The motion carried without dissent.

“I’m disappointed with Legado’s decision to put us in this position,” Goodman said. “I don’t think we can just mess around with this forever.”

The following morning, Czuker was disappointed. “We followed the commission’s lead in requesting us to go back…to further tear down the project and work with the community, we listened to the commission and followed their requests,” he said. “We felt we had done exactly what we were asked to do.”

The Legado CEO says that he’s not certain of what his company will do going forward. “This is fresh…at this time,we want to take stock of where we are and what happened, and evaluate our actions.”

Among those options is the potential to appeal the commission’s decision. According to the city municipal code, Legado has 10 days to appeal the project. That would put them and their 149-unit project before the City Council. The nearby Sea Breeze Plaza project, which faced similar community opposition, went before City Council on an appeal by District 2 councilman Bill Brand. That project was passed by the Council on a 3-2 vote.

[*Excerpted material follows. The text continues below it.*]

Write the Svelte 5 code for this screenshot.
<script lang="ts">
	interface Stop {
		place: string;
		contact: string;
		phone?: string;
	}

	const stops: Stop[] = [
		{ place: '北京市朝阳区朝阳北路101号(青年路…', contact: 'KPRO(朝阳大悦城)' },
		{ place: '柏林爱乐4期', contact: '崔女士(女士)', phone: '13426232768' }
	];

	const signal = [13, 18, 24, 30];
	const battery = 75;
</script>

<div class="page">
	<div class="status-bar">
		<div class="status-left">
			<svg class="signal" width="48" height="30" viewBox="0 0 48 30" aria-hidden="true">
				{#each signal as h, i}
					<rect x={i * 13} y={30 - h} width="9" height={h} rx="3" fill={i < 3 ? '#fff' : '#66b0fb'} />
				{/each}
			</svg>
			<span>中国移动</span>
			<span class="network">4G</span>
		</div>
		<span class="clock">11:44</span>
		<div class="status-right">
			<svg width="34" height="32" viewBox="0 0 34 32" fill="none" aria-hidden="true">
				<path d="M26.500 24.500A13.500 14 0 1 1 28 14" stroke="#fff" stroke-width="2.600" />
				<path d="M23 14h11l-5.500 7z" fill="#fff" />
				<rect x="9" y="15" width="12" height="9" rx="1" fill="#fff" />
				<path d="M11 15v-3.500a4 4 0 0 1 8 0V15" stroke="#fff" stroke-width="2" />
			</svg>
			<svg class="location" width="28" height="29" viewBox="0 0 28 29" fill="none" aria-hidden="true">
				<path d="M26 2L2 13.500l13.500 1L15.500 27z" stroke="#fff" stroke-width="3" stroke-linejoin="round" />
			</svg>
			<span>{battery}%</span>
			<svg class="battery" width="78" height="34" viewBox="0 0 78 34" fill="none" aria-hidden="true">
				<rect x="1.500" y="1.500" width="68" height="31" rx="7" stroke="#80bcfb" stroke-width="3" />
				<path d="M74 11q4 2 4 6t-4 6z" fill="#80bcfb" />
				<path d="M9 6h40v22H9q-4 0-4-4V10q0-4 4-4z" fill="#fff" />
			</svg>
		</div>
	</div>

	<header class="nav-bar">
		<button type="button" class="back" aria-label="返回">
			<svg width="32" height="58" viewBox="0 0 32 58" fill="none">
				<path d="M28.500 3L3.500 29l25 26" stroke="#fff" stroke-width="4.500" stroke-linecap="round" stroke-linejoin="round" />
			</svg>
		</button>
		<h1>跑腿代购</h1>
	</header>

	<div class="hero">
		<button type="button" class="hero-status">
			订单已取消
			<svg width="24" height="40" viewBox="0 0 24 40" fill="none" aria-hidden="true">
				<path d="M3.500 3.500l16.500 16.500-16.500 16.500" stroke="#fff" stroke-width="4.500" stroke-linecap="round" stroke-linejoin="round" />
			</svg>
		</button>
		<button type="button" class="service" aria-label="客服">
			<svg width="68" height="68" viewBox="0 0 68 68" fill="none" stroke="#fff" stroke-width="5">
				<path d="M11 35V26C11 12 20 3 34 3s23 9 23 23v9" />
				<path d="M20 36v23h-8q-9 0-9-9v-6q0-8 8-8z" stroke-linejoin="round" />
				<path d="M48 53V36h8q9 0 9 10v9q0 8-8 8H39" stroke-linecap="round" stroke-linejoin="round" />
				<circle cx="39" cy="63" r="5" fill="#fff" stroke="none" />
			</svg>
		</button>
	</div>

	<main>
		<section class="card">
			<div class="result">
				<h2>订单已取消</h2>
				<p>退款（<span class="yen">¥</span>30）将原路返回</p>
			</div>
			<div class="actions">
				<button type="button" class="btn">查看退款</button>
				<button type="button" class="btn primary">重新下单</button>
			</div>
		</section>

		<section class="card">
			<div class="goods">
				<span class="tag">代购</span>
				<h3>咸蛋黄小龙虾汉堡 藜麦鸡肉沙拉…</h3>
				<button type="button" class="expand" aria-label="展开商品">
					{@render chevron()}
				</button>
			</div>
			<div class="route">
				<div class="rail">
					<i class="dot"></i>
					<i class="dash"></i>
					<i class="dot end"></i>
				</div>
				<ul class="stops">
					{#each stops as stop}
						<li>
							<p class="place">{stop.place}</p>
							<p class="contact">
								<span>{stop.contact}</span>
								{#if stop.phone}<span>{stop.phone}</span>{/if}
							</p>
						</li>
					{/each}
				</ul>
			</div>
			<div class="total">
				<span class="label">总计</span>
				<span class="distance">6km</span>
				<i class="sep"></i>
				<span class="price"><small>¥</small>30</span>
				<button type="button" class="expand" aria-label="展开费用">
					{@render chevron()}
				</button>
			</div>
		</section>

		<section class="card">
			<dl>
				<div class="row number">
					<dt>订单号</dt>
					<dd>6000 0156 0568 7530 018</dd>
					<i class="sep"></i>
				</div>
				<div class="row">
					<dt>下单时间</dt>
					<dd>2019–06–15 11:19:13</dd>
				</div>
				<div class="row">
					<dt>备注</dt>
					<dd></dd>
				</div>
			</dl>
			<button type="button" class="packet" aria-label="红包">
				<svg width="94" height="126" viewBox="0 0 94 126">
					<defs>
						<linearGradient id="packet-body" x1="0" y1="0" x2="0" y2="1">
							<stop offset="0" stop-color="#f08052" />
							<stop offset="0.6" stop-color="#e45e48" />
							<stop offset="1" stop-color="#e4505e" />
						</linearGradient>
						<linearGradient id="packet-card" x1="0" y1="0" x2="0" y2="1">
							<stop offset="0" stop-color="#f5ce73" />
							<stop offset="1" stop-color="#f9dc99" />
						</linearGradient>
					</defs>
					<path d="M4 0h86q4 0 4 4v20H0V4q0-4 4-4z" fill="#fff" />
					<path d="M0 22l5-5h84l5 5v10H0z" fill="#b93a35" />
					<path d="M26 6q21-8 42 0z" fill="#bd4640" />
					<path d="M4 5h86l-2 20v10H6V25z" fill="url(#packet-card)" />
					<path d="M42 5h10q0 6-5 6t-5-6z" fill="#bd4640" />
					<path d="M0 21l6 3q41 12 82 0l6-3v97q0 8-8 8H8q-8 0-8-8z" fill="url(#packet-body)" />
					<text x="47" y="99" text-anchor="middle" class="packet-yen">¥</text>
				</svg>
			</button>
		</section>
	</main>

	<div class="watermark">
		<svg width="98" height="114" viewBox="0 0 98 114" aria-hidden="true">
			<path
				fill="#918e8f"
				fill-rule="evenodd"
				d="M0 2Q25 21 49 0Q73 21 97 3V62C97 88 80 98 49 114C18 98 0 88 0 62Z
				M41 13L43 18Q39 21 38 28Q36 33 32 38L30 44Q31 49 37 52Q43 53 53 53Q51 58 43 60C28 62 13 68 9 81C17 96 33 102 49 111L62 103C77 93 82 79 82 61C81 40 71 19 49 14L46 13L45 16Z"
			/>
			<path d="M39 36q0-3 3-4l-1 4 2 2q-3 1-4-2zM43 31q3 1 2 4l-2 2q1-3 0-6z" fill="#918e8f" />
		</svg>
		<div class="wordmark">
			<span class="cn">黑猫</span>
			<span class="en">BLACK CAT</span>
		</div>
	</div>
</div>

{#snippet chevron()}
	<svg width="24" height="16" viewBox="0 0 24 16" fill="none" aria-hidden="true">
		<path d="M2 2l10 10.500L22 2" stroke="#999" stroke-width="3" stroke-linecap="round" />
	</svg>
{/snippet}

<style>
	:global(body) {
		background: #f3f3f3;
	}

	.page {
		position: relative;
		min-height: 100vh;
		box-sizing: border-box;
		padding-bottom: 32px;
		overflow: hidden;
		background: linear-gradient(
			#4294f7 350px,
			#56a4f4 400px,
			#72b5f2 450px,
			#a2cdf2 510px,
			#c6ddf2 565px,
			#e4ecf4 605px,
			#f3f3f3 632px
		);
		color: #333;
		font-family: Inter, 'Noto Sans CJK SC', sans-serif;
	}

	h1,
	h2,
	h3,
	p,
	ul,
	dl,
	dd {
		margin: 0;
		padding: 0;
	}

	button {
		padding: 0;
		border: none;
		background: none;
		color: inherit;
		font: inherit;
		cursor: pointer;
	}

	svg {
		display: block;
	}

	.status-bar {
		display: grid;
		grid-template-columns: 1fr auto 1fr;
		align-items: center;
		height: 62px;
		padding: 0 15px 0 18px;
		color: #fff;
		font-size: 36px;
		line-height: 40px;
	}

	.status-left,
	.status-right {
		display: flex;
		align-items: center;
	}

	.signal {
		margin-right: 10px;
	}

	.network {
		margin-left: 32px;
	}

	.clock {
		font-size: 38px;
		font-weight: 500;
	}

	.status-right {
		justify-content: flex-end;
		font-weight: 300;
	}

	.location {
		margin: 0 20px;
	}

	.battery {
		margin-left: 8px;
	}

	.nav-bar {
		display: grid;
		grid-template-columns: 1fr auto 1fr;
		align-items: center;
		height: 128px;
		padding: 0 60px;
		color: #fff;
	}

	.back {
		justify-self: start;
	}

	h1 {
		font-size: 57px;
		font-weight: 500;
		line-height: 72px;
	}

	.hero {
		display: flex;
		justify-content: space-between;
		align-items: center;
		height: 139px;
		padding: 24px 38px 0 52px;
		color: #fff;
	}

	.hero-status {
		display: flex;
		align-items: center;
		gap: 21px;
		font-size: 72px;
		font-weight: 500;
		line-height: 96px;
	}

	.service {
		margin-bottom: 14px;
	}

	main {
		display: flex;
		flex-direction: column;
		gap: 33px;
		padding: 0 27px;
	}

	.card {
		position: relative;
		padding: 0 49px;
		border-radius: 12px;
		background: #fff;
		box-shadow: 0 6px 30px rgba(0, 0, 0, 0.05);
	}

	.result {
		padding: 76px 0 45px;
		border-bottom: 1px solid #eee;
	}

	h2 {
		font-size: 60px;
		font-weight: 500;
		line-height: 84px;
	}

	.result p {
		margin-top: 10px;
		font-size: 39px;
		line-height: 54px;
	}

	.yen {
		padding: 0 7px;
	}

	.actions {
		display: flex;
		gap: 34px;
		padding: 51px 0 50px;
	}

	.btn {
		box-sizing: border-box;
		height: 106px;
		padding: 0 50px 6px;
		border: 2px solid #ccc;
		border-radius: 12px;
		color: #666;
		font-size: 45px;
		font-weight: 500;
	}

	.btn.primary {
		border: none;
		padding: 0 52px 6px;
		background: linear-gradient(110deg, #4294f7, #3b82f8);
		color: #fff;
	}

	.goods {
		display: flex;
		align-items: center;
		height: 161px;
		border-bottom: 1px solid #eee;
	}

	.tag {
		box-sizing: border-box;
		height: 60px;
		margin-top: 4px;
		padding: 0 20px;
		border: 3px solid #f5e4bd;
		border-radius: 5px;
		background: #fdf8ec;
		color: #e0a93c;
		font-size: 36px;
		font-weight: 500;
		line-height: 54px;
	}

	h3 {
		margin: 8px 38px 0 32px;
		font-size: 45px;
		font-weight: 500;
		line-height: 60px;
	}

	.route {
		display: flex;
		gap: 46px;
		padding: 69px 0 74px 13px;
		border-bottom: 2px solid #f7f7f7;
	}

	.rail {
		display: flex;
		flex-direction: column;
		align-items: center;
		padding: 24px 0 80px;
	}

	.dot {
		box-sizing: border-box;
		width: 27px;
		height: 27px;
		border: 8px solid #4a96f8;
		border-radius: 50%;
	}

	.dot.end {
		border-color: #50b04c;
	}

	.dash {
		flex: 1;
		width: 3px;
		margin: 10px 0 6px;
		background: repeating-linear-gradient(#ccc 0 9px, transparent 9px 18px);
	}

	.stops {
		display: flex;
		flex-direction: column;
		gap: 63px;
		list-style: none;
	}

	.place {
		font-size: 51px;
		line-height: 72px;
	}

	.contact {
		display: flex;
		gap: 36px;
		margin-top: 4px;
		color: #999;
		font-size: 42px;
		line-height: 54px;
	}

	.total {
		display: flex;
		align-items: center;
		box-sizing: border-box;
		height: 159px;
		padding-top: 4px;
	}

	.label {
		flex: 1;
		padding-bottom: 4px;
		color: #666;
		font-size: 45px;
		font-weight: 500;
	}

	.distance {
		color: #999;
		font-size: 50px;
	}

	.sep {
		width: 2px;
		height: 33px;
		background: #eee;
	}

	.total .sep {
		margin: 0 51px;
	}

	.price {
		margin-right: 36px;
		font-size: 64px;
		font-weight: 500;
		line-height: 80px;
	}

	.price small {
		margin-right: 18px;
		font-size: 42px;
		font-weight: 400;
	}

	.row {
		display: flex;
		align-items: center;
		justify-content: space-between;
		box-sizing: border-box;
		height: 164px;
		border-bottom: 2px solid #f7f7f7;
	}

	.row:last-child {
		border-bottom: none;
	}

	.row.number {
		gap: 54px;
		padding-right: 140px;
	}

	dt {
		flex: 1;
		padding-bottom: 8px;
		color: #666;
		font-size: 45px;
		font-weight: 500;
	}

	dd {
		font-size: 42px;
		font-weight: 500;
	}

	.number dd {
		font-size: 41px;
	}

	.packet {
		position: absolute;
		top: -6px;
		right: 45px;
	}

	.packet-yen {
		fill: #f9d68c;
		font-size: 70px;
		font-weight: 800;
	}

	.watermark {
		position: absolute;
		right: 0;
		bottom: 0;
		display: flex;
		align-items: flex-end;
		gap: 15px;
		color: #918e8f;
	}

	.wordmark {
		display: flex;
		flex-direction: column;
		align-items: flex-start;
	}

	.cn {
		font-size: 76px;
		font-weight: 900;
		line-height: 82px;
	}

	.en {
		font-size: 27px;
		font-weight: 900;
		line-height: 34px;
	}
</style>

Still, Legado may be gearing up for legal action, as alluded to in a previous interview.

As Czuker alluded to in an earlier interview, Legado appears to be preparing for potential legal action.

“At some point, we have to say that we want to preserve our legal rights to our entitlements…we want the city to vote, thumbs up or thumbs down,” Czuker said. “Beyond that, if that’s not acceptable, we need to look at what our alternatives are.”

Nils Nehrenheim, a member of Save the Riviera, was pleased by the decision, but worried. “No one is really sure what the next steps are. Now we’re probably going to go in front of the city council, and [Legado] is probably going to appeal their decision for the 149-unit project,” he said. “We hope to work with Legado again, to sit down with them again…we want to see something that’s great on that [site]. It’s a crown jewel that’s there, and we’re trying to protect our crown jewel.”